From The Rural Life by Verlyn Klinkenborg, pp. 18-19, Little, Brown Co.
. . .I awoke recently with a deep taxonomic yearning, an urge to sort the trees in the forest by name. I've found, for instance, that on the east side of the house I live in there are two pignut hickories, enormous, stately trees. Beneath one of them grows a hemlock, a reminder that hemlock is highly tolerant of shade.
. . .
That's the kind of knowledge you carry into the woods when you first begin classifying -- the fundamental keys that allow you to cleave one tree from the mass and call it Fagus grandifolia or Betula papyrifera. Perplexing as the woods can be at times, there's an underlying order to them. Do the buds on a twig, or the twigs on a bough, grow opposite one another? Then it can't be an oak or a hickory. Do the buds alternate along the twig?

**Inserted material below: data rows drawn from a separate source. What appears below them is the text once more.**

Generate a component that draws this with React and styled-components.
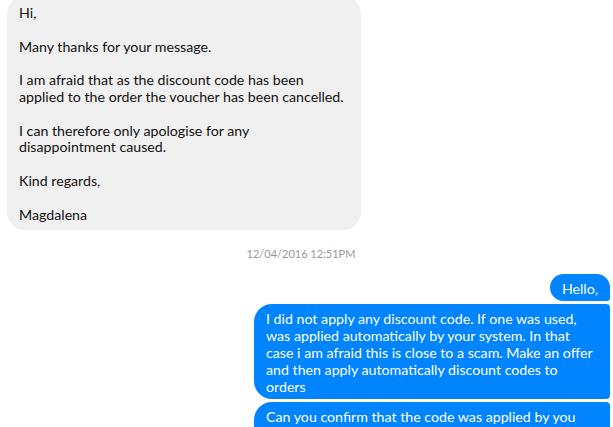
import React from "react";
import styled, { createGlobalStyle } from "styled-components";

const GlobalStyle = createGlobalStyle`
	html, body {
		margin: 0;
		padding: 0;
		background: #ffffff;
		overflow: hidden;
	}
	body {
		font-family: "Lato", "Liberation Sans", sans-serif;
	}
`;

const incoming = [
	"Hi,",
	"",
	"Many thanks for your message.",
	"",
	"I am afraid that as the discount code has been",
	"applied to the order the voucher has been cancelled.",
	"",
	"I can therefore only apologise for any",
	"disappointment caused.",
	"",
	"Kind regards,",
	"",
	"Magdalena",
].join("\n");

const outgoing = [
	{ id: 1, text: "Hello,", first: true },
	{
		id: 2,
		wide: true,
		text: [
			"I did not apply any discount code. If one was used,",
			"was applied automatically by your system. In that",
			"case i am afraid this is close to a scam. Make an offer",
			"and then apply automatically discount codes to",
			"orders",
		].join("\n"),
	},
	{ id: 3, wide: true, text: "Can you confirm that the code was applied by you\nautomatically?" },
];

const App = () => {
	return (
		<>
			<GlobalStyle />
			<Thread>
				<Bubble $from="them">{incoming}</Bubble>
				<Timestamp>12/04/2016 12:51PM</Timestamp>
				<OutGroup>
					{outgoing.map((m) => (
						<Bubble key={m.id} $from="me" $first={m.first} $wide={m.wide}>
							{m.text}
						</Bubble>
					))}
				</OutGroup>
			</Thread>
		</>
	);
};

export default App;

const Thread = styled.div`
	display: flex;
	flex-direction: column;
	padding: 0 3px 0 7px;
	margin-top: -4px;
	width: 613px;
	box-sizing: border-box;
`;

const Bubble = styled.div`
	box-sizing: border-box;
	white-space: pre;
	font-size: 14.2px;
	line-height: ${(p) => (p.$from === "me" ? "17px" : "16.8px")};
	padding: ${(p) => (p.$from === "me" ? "6px 12px 4px" : "9px 12px 7px")};
	width: ${(p) => (p.$from === "them" ? "354px" : p.$wide ? "356px" : "fit-content")};
	align-self: ${(p) => (p.$from === "me" ? "flex-end" : "flex-start")};
	background: ${(p) => (p.$from === "me" ? "#0084ff" : "#f1f0f0")};
	color: ${(p) => (p.$from === "me" ? "#ffffff" : "#111111")};
	border-radius: ${(p) =>
		p.$from === "me"
			? p.$first
				? "18px 18px 4px 18px"
				: "18px 4px 4px 18px"
			: "18px"};
`;

const Timestamp = styled.div`
	font-size: 11px;
	color: #999999;
	text-align: center;
	padding: 17px 15px 13px 0;
	line-height: 14px;
`;

const OutGroup = styled.div`
	display: flex;
	flex-direction: column;
	gap: 3px;
`;
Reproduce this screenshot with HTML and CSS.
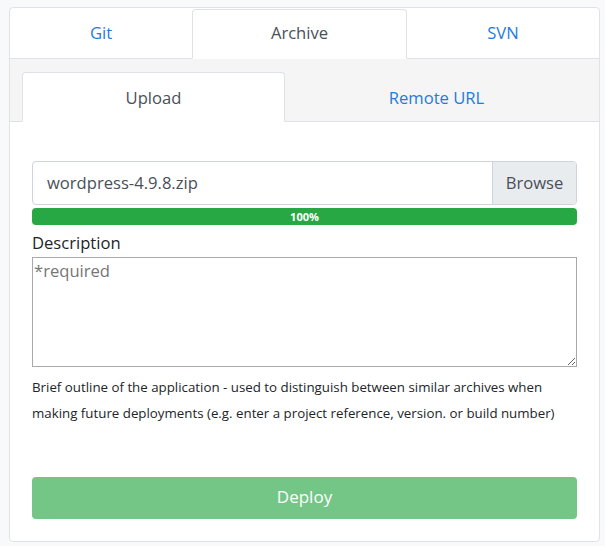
FILE: index.html
```html
<!DOCTYPE html>
<html lang="en">
<head>
<meta charset="utf-8">
<title>Deploy</title>
<link rel="stylesheet" href="styles.css">
</head>
<body>
<div class="card">
  <div class="tabs">
    <a class="tab">Git</a>
    <a class="tab active">Archive</a>
    <a class="tab">SVN</a>
  </div>
  <div class="subnav">
    <div class="subtabs">
      <a class="subtab active">Upload</a>
      <a class="subtab">Remote URL</a>
    </div>
  </div>
  <div class="body">
    <div class="file-group">
      <div class="file-name">wordpress-4.9.8.zip</div>
      <div class="file-btn">Browse</div>
    </div>
    <div class="progress">100%</div>
    <label class="label" for="desc">Description</label>
    <textarea id="desc" class="desc" placeholder="*required"></textarea>
    <p class="help">Brief outline of the application - used to distinguish between similar archives when making future deployments (e.g. enter a project reference, version. or build number)</p>
    <button class="deploy" disabled>Deploy</button>
  </div>
</div>
</body>
</html>
```

FILE: styles.css
```css
* { box-sizing: border-box; }
html, body { margin: 0; padding: 0; }
body {
  background: #f8f9fa;
  font-family: "Open Sans", "Noto Sans", sans-serif;
  font-size: 16.6px;
  color: #212529;
  padding: 7px 6px 5px 9px;
}
.card {
  width: 591px;
  height: 535px;
  background: #fff;
  border: 1px solid #dfe3e7;
  border-radius: 4px;
  display: flex;
  flex-direction: column;
}
.tabs {
  display: grid;
  grid-template-columns: 182px 215px 1fr;
  height: 51px;
  padding-top: 1px;
  border-bottom: 1px solid #dee2e6;
}
.tab {
  display: flex;
  align-items: center;
  justify-content: center;
  padding-bottom: 3px;
  color: #1e7be0;
  margin-bottom: -1px;
  border: 1px solid transparent;
  border-radius: 4px 4px 0 0;
}
.tab.active {
  color: #495057;
  background: #fff;
  border-color: #dee2e6 #dee2e6 #fff;
}
.subnav {
  background: #f5f5f5;
  padding: 13px 11px 0 12px;
  border-bottom: 1px solid #dee2e6;
}
.subtabs {
  display: grid;
  grid-template-columns: 263px 1fr;
  height: 49px;
}
.subtab {
  display: flex;
  align-items: center;
  justify-content: center;
  color: #1e7be0;
  margin-bottom: -1px;
  border: 1px solid transparent;
  border-radius: 4px 4px 0 0;
}
.subtab.active {
  color: #495057;
  background: #fff;
  border-color: #dee2e6 #dee2e6 #fff;
}
.body {
  flex: 1;
  padding: 39px 22px 0 22px;
  display: flex;
  flex-direction: column;
}
.file-group {
  display: flex;
  height: 44px;
  border: 1px solid #ced4da;
  border-radius: 4px;
  overflow: hidden;
}
.file-name {
  flex: 1;
  display: flex;
  align-items: center;
  padding: 0 0 2px 14px;
  color: #495057;
}
.file-btn {
  width: 84px;
  display: flex;
  align-items: center;
  justify-content: center;
  padding-bottom: 2px;
  background: #e9ecef;
  border-left: 1px solid #ced4da;
  color: #495057;
}
.progress {
  margin-top: 3px;
  height: 17px;
  border-radius: 4px;
  background: #28a745;
  color: #fff;
  font-size: 11px;
  font-weight: 700;
  line-height: 17px;
  text-align: center;
}
.label {
  margin-top: 6px;
  line-height: 23px;
  color: #212529;
}
.desc {
  display: block;
  width: 100%;
  height: 110px;
  margin: 3px 0 0;
  padding: 1px 1px;
  border: 1px solid #a9a9a9;
  border-radius: 0;
  font-family: inherit;
  font-size: 16.6px;
  color: #495057;
  resize: vertical;
}
.desc::placeholder { color: #767676; }
.help {
  margin: 7px 0 0;
  font-size: 13.3px;
  line-height: 26px;
  color: #212529;
}
.deploy {
  margin-top: 51px;
  height: 42px;
  padding-bottom: 4px;
  border: 0;
  border-radius: 4px;
  background: #74c687;
  color: #fff;
  font-family: inherit;
  font-size: 17px;
}
```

Then it can't be a maple or an ash.
. . .
There's something appealing, especially on a gray winter afternoon, about learning such basic things. Walking through the woods with these keys in hand reminds me of the summer I learned the stars. Night after night I sat up into the early morning, sorting through the constellations and deciphering their movement through the sky. It wasn't enough knowledge to let me navigate the heavens, but it was enough to make me feel at home on Earth.